Former Sen. Ted Kaufman (D-Del.), who was appointed to fill Joe Biden’s long-held Senate seat when he was sworn in as vice president in January 2009, was determined to see bankers in handcuffs. “I was really upset about what went on on Wall Street that brought about the financial crisis,” Kaufman recalls. “That doesn’t happen if there isn’t something bad going on.”
Yet Kaufman left office in late 2010 frustrated by the lack of criminal prosecutions. Jeff Connaughton, Kaufman’s chief of staff, remains convinced that the DOJ failed to make prosecuting Wall Street a top priority. “You’re telling me that not one banker, not one executive on Wall Street, not one player in this entire financial crisis committed provable fraud?” asks Connaughton. “I mean, I just don’t believe that.”

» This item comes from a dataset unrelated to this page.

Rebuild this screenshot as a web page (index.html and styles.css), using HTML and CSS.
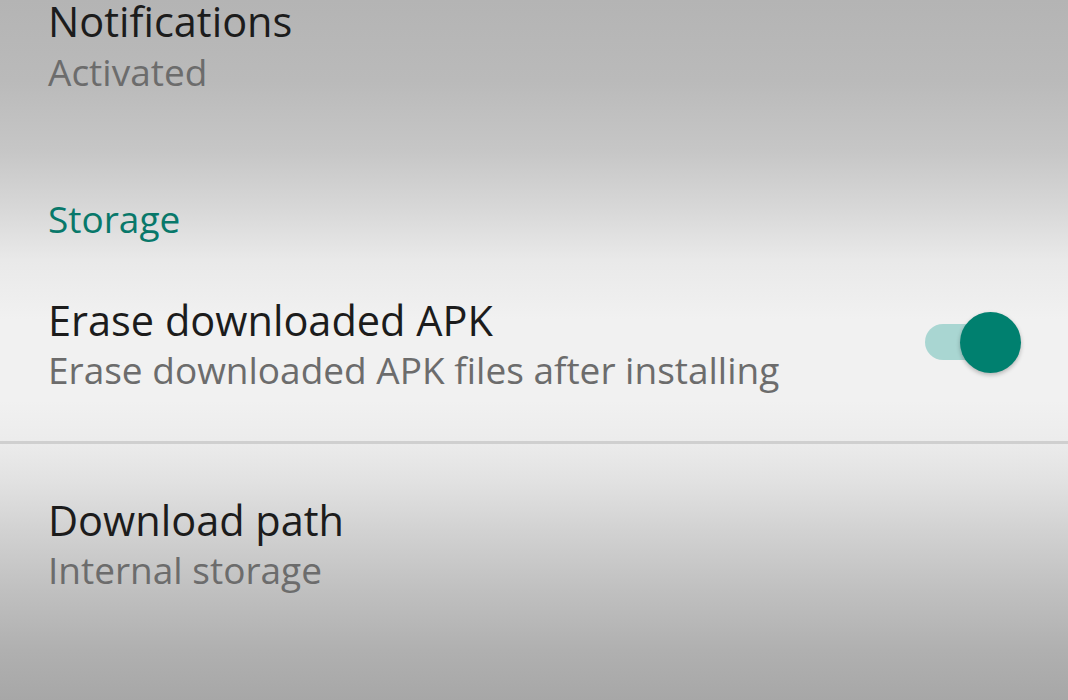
FILE: index.html
```html
<!DOCTYPE html>
<html lang="en">
<head>
<meta charset="utf-8">
<title>Settings</title>
<link rel="stylesheet" href="styles.css">
</head>
<body>
<div class="screen">
  <div class="pref pref-first">
    <div class="pref-text">
      <div class="pref-title">Notifications</div>
      <div class="pref-summary">Activated</div>
    </div>
  </div>

  <div class="category">Storage</div>

  <div class="pref pref-switch">
    <div class="pref-text">
      <div class="pref-title">Erase downloaded APK</div>
      <div class="pref-summary">Erase downloaded APK files after installing</div>
    </div>
    <div class="switch" role="switch" aria-checked="true">
      <span class="switch-track"></span>
      <span class="switch-thumb"></span>
    </div>
  </div>

  <div class="divider"></div>

  <div class="pref pref-path">
    <div class="pref-text">
      <div class="pref-title">Download path</div>
      <div class="pref-summary">Internal storage</div>
    </div>
  </div>
</div>
</body>
</html>
```

FILE: styles.css
```css
html, body {
  margin: 0;
  padding: 0;
}

body {
  width: 1068px;
  height: 700px;
  overflow: hidden;
  font-family: "Open Sans", "Noto Sans", sans-serif;
}

.screen {
  width: 1068px;
  height: 700px;
  display: flex;
  flex-direction: column;
  background: linear-gradient(to bottom,
    #b4b4b4 0px,
    #bababa 80px,
    #c6c6c6 150px,
    #d8d8d8 210px,
    #e9e9e9 260px,
    #f1f1f1 320px,
    #f1f1f1 400px,
    #ececec 440px,
    #e2e2e2 480px,
    #d2d2d2 530px,
    #c0c0c0 590px,
    #b0b0b0 650px,
    #a7a7a7 700px);
}

.pref {
  display: flex;
  align-items: center;
  padding: 0 47px 0 48px;
}

.pref-text {
  flex: 1;
  display: flex;
  flex-direction: column;
}

.pref-title {
  font-size: 41.5px;
  line-height: 50px;
  color: #1c1c1c;
}

.pref-summary {
  font-size: 37px;
  line-height: 50px;
  color: #6c6c6c;
}

.pref-first .pref-title {
  line-height: 42px;
}

.pref-first .pref-summary {
  margin-top: 5px;
}

.category {
  margin-top: 97px;
  padding-left: 48px;
  font-size: 37px;
  line-height: 50px;
  color: #08786a;
}

.pref-switch {
  margin-top: 51px;
}

.switch {
  position: relative;
  width: 96px;
  height: 62px;
  margin-top: -4px;
}

.switch-track {
  position: absolute;
  left: 0;
  top: 12px;
  width: 84px;
  height: 36px;
  border-radius: 18px;
  background: #a9d6d2;
}

.switch-thumb {
  position: absolute;
  right: 0;
  top: 0;
  width: 61px;
  height: 61px;
  border-radius: 50%;
  background: #00806f;
  box-shadow: 0 2px 4px rgba(0, 0, 0, 0.25);
}

.divider {
  margin-top: 46px;
  height: 3px;
  background: #cfcfcf;
}

.pref-path {
  margin-top: 51px;
}
```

Smith asks Lanny Breuer, assistant attorney general for the DOJ’s Criminal Division, about his failure to criminally indict Wall Street executives. “I think there was a level of greed, a level of excessive risk taking in this situation that I find abominable and very upsetting,” says Breuer. “But that is not what makes a criminal case.”
Critics, including two high-level sources within Breuer’s own division and former New York Attorney General Eliot Spitzer, disagree. “They have not done what needed to be done,” Spitzer says. “The greater risk is that corrupt behavior that is damaging to our economy, that leads to something as enormously painful as the cataclysm of ’08, goes unaddressed.”
New York Attorney General Eric Schneiderman finally filed a major lawsuit against JPMorgan Chase and Bear Stearns in 2012. It closely mirrors claims first made by private plaintiffs almost two years earlier. Despite strong evidence of fraud, the government again decided not to pursue criminal charges. Meanwhile, banking scandals continue to surface almost weekly.